▸ Required task: Below are records; state how many of their lines hold the word "index", and give only the figure.

▸ Excerpted records:
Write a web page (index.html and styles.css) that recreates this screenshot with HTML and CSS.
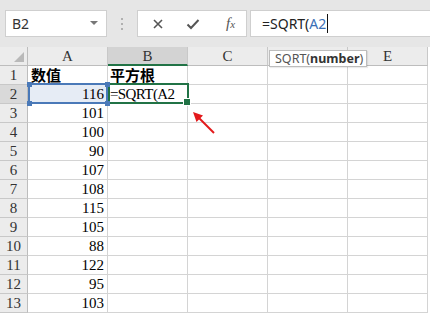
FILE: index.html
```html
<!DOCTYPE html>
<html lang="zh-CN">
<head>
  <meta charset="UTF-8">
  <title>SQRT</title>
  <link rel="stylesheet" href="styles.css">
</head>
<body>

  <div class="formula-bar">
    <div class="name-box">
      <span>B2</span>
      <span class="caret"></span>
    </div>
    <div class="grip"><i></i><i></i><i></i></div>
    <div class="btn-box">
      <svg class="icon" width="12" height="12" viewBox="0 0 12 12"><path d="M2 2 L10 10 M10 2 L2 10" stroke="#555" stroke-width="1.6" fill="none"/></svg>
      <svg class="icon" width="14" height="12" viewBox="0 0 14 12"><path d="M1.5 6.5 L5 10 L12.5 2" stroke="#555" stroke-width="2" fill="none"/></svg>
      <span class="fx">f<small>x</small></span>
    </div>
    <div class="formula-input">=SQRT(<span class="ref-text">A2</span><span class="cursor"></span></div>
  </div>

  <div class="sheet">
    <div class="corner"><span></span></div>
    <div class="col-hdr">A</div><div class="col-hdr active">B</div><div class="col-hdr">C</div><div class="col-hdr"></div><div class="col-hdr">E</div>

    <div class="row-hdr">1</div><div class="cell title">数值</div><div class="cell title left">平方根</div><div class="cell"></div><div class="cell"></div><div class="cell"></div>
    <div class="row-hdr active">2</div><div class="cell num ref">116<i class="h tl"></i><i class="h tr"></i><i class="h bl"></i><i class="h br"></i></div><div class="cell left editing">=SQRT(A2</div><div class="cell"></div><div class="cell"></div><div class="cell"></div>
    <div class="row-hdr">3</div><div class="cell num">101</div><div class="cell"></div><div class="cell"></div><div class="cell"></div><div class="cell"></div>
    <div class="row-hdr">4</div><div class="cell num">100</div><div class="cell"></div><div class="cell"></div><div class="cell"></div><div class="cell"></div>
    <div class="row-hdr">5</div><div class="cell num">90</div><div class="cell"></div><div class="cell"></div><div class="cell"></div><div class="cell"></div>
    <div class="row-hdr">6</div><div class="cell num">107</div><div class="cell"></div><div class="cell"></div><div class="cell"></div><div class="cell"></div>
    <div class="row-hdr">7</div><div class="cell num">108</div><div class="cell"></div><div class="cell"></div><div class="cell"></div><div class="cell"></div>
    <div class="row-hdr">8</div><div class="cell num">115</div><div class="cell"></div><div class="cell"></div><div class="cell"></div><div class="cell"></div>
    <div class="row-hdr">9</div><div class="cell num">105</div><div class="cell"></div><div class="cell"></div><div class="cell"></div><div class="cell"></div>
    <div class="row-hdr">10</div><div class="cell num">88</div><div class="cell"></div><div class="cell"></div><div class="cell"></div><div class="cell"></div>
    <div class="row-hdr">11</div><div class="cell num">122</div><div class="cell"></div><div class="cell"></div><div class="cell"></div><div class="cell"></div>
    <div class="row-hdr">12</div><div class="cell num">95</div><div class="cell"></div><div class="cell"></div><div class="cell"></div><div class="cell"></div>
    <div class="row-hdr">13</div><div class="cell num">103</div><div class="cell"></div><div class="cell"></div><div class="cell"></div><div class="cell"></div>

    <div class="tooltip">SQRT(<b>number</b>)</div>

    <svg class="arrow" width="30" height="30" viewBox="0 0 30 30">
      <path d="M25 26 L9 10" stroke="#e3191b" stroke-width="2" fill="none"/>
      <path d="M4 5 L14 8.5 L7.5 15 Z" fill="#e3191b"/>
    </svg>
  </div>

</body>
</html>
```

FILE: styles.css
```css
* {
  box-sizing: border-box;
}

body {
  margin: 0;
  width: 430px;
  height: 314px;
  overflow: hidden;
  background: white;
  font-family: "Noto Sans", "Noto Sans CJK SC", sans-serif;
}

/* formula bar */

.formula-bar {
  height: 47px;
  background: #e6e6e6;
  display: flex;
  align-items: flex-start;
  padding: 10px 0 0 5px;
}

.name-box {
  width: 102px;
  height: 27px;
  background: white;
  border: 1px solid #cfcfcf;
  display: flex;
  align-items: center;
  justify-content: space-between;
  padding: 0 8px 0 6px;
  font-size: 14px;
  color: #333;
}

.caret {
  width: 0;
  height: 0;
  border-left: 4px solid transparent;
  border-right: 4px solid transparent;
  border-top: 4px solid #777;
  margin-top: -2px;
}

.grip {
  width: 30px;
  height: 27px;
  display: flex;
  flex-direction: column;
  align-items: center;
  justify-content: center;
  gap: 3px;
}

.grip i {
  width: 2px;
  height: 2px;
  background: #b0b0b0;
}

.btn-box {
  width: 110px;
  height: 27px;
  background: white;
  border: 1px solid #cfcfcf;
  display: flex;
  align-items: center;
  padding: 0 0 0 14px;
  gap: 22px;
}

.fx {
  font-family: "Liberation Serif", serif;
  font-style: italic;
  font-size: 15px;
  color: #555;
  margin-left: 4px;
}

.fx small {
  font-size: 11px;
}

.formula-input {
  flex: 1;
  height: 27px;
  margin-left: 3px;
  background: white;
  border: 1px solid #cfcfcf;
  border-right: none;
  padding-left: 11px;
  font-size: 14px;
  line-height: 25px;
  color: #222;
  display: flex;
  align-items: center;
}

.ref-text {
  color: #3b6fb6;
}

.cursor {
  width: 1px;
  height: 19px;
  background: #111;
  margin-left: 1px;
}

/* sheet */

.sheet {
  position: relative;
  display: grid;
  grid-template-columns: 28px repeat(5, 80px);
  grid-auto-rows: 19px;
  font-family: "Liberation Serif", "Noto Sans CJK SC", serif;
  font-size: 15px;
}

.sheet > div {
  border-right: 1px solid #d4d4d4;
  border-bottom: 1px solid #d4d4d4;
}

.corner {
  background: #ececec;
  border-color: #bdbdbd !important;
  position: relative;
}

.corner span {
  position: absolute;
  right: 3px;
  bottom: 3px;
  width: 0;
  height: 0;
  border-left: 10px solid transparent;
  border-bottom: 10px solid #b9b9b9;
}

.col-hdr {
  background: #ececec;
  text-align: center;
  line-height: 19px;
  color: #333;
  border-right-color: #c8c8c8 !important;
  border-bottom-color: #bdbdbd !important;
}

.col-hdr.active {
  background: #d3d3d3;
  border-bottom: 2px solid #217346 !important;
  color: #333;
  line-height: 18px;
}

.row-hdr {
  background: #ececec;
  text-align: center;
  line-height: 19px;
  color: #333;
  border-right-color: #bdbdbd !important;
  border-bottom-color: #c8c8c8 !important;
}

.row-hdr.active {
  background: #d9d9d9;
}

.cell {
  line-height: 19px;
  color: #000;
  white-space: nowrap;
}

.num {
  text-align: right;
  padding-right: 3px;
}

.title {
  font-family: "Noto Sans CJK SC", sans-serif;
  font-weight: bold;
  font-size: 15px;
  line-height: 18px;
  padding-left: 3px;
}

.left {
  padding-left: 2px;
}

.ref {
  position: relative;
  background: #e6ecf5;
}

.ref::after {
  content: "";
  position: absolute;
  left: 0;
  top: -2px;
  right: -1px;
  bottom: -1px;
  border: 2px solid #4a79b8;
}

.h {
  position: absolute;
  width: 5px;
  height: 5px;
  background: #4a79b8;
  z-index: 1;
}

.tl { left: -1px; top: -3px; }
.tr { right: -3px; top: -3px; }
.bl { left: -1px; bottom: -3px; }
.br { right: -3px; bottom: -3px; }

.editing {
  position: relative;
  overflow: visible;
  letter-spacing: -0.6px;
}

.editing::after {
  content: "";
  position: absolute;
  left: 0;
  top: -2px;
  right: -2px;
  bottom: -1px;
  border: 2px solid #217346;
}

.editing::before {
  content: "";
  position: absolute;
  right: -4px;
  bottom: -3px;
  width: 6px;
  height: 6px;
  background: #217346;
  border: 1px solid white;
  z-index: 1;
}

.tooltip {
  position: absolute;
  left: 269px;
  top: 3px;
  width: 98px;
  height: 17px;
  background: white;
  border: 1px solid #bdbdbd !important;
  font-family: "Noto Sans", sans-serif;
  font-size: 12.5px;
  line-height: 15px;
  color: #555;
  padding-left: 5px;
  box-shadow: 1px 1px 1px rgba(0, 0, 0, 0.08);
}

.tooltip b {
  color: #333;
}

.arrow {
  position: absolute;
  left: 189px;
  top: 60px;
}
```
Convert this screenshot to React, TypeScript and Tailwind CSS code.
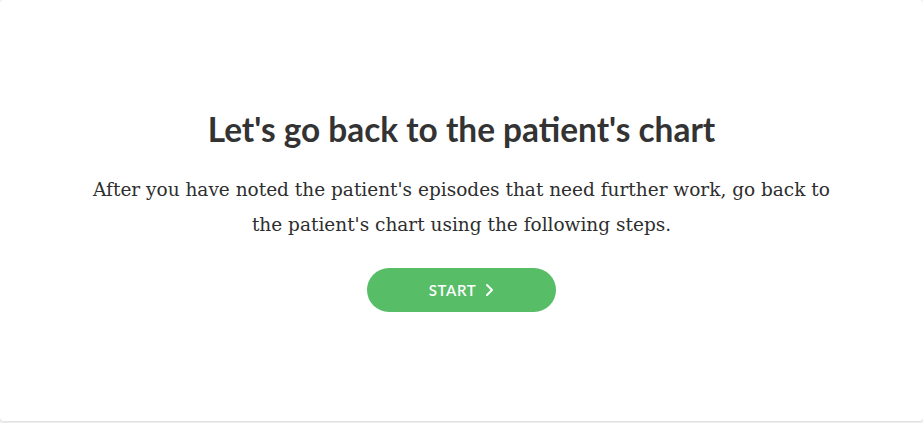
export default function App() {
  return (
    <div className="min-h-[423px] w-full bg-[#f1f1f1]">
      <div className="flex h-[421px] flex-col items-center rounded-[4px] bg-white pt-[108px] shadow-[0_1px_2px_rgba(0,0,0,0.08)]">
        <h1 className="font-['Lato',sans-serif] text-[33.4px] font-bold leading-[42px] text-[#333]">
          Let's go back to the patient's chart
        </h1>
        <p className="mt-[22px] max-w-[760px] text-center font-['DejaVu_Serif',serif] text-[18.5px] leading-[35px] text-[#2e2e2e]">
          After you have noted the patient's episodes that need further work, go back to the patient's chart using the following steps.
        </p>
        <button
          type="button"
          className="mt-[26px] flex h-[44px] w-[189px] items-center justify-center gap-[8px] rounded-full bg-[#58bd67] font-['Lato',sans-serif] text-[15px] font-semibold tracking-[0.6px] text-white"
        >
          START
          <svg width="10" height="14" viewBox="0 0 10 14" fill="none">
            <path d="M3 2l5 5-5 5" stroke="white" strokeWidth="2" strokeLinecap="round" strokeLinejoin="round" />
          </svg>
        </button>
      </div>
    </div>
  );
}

▸ Full response: 4